Monday, February 1, 2016

A Speed Trial Scene



This is not a commercial postcard.  Some sailor, stationed on an unknown warship, took a photo and had a postcard made up for his own use.  What, no patriot act violation?  No damage done to national security?  No classified image in need of censoring?   Hard to believe, but there was a time when soldiers and sailors took pictures and sent them home for all to see.

Here's a fun fact.  One of the most influential men in world history was an American naval officer named Alfred Thayer Mahan.  Who?  Mahan was an instructor at the Untied States Naval Academy at Annapolis.  While there, he gave a series of lectures that he latter published as a book called, "The Influence of Sea Power on World History, 1660-1783."  Mahan's thesis was that great nations could only exist through sea power.  Specifically he cited the British Empire.  His book was read and studied all over the world.

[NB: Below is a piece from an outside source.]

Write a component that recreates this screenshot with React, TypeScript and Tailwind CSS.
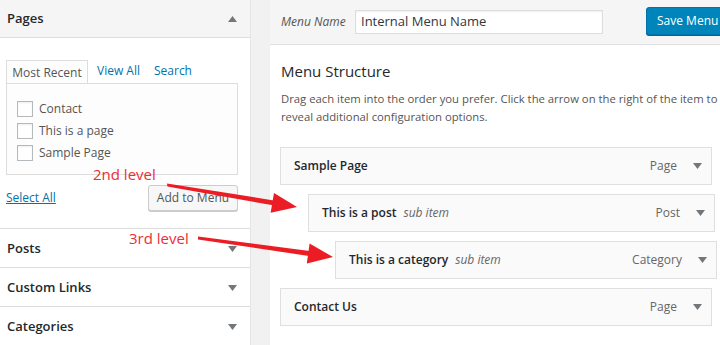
import React from 'react';

const Caret = ({ up = false }: { up?: boolean }) => (
  <svg width="9" height="6" viewBox="0 0 9 6" className="shrink-0">
    {up ? <path d="M0 6 L4.5 0 L9 6 Z" fill="#72777c" /> : <path d="M0 0 L9 0 L4.5 6 Z" fill="#72777c" />}
  </svg>
);

const pages = ['Contact', 'This is a page', 'Sample Page'];
const sections = ['Posts', 'Custom Links', 'Categories'];

type Item = { title: string; sub?: boolean; type: string; indent: string };

const items: Item[] = [
  { title: 'Sample Page', type: 'Page', indent: 'ml-0 w-[432px]' },
  { title: 'This is a post', sub: true, type: 'Post', indent: 'ml-[28px] w-[407px]' },
  { title: 'This is a category', sub: true, type: 'Category', indent: 'ml-[55px] w-[382px]' },
  { title: 'Contact Us', type: 'Page', indent: 'ml-0 w-[432px]' },
];

function LeftPanel() {
  return (
    <div className="w-[251px] shrink-0 bg-white border-r border-[#e5e5e5] flex flex-col">
      <div className="h-[38px] bg-[#f5f5f5] border-b border-[#dddddd] flex items-center justify-between pl-[7px] pr-[13px]">
        <span className="text-[13px] font-semibold text-[#23282d]">Pages</span>
        <Caret up />
      </div>

      <div className="pt-[22px] px-[6px] pr-[12px]">
        <div className="flex items-end text-[12px] h-[23px]">
          <div className="h-[23px] w-[82px] border border-b-0 border-[#dddddd] bg-[#fdfdfd] flex items-center justify-center pt-[1px] text-[#555]">
            Most Recent
          </div>
          <span className="ml-[9px] mb-[3px] text-[#0073aa]">View All</span>
          <span className="ml-[14px] mb-[3px] text-[#0073aa]">Search</span>
        </div>
        <div className="h-[92px] border border-[#dddddd] bg-[#fdfdfd] pt-[17px] pl-[10px] flex flex-col gap-[6px]">
          {pages.map((p) => (
            <div key={p} className="flex items-center gap-[6px] h-[16px]">
              <span className="w-[16px] h-[16px] border border-[#b4b9be] bg-white shadow-[inset_0_1px_2px_rgba(0,0,0,0.07)]" />
              <span className="text-[12px] text-[#555]">{p}</span>
            </div>
          ))}
        </div>
        <div className="flex items-center justify-between mt-[10px] h-[26px]">
          <span className="text-[12px] text-[#0073aa] underline">Select All</span>
          <button className="h-[26px] w-[90px] border border-[#cccccc] rounded-[3px] bg-[#f7f7f7] shadow-[0_1px_0_#cccccc] text-[12px] text-[#555]">
            Add to Menu
          </button>
        </div>
      </div>

      <div className="mt-[17px] flex flex-col">
        {sections.map((s) => (
          <div key={s} className="h-[39px] border-t border-[#dddddd] flex items-center justify-between pl-[7px] pr-[13px] pt-[2px]">
            <span className="text-[13px] font-semibold text-[#23282d]">{s}</span>
            <Caret />
          </div>
        ))}
      </div>
    </div>
  );
}

function RightPanel() {
  return (
    <div className="flex-1 bg-white flex flex-col overflow-hidden">
      <div className="h-[45px] shrink-0 bg-[#f5f5f5] border-b border-[#dfdfdf] flex items-center pl-[11px]">
        <span className="shrink-0 text-[12px] italic text-[#555] w-[74px]">Menu Name</span>
        <div className="shrink-0 w-[248px] h-[24px] border border-[#dddddd] bg-white flex items-center pl-[5px] text-[13px] text-[#32373c] shadow-[inset_0_1px_2px_rgba(0,0,0,0.07)]">
          Internal Menu Name
        </div>
        <button className="ml-[43px] shrink-0 h-[28px] w-[84px] rounded-[3px] bg-[#0085ba] border border-[#0073aa] shadow-[0_1px_0_#006799] text-white text-[12px] text-left pl-[10px] -mt-[2px] whitespace-nowrap">
          Save Menu
        </button>
      </div>

      <div className="pl-[11px] pt-[15px]">
        <h2 className="text-[15px] text-[#23282d] leading-[22px]">Menu Structure</h2>
        <p className="mt-[8px] text-[11.3px] leading-[18px] text-[#555] whitespace-nowrap">
          Drag each item into the order you prefer. Click the arrow on the right of the item to
          <br />
          reveal additional configuration options.
        </p>
      </div>

      <div className="pl-[10px] mt-[21px] flex flex-col gap-[9px]">
        {items.map((it) => (
          <div
            key={it.title}
            className={`${it.indent} h-[38px] shrink-0 border border-[#dfdfdf] bg-[#fafafa] flex items-center pl-[13px] pr-[9px]`}
          >
            <span className="text-[12px] font-semibold text-[#23282d]">{it.title}</span>
            {it.sub && <span className="ml-[7px] text-[12px] italic text-[#666]">sub item</span>}
            <span className="ml-auto text-[12px] text-[#666]">{it.type}</span>
            <span className="ml-[16px]">
              <Caret />
            </span>
          </div>
        ))}
      </div>
    </div>
  );
}

function Annotations() {
  return (
    <div className="absolute inset-0 pointer-events-none">
      <svg width="720" height="345" className="absolute inset-0">
        <polygon points="167,183.6 167.4,186.5 273,205.3 273.8,200.4" fill="#ec1c24" />
        <polygon points="297,207 270.6,212.7 274,192.9" fill="#ec1c24" />
        <polygon points="198,236.6 198,239.5 309,256 309.6,251" fill="#ec1c24" />
        <polygon points="333,257 306.8,263.4 309.6,243.6" fill="#ec1c24" />
      </svg>
      <span className="absolute left-[93px] top-[164px] text-[15px] leading-[20px] text-[#ee2d36]">2nd level</span>
      <span className="absolute left-[129px] top-[228px] text-[15px] leading-[20px] text-[#ee2d36]">3rd level</span>
    </div>
  );
}

export default function App() {
  return (
    <div className="relative w-[720px] h-[345px] overflow-hidden bg-[#f1f1f1] flex font-['Open_Sans',sans-serif]">
      <LeftPanel />
      <div className="w-[19px] shrink-0" />
      <RightPanel />
      <Annotations />
    </div>
  );
}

 One of  Thayer's many disciples was Kaiser Wilhelm 2.  Germany, as a unified nation, didn't exist before the Franco-Prussian War.  The first Kaiser Wilhelm, and his chancellor, Otto von Bismark, saw Germany as a continental power, an industrial nation with an army so  large and powerful,  that  other European countries would think twice before challenging German might.  Willy the second read Mahan and dreamed of a large and modern fleet of warships, spanning the globe, acquiring colonies.  The British weren't exactly in love with  the growing German fleet, so they increased the size and power of their fleet.  And, an arms race was on.  There were other factors, of course, but the growing distrust between the two nations was one of the causes of World War 1, which, of course, led to World War 2, the rise of the Soviet state, and a whole lot of other problems that we're still dealing with.  I'd recommend Dreadnought by Robert K. Massie for far more info than I'm willing to type.

And in the United States.  Think naval expansion and the Great White Fleet, sent around the world by President Theodore Roosevelt as a sign of American power.  I suspect the ship in this card might have been part of that fleet.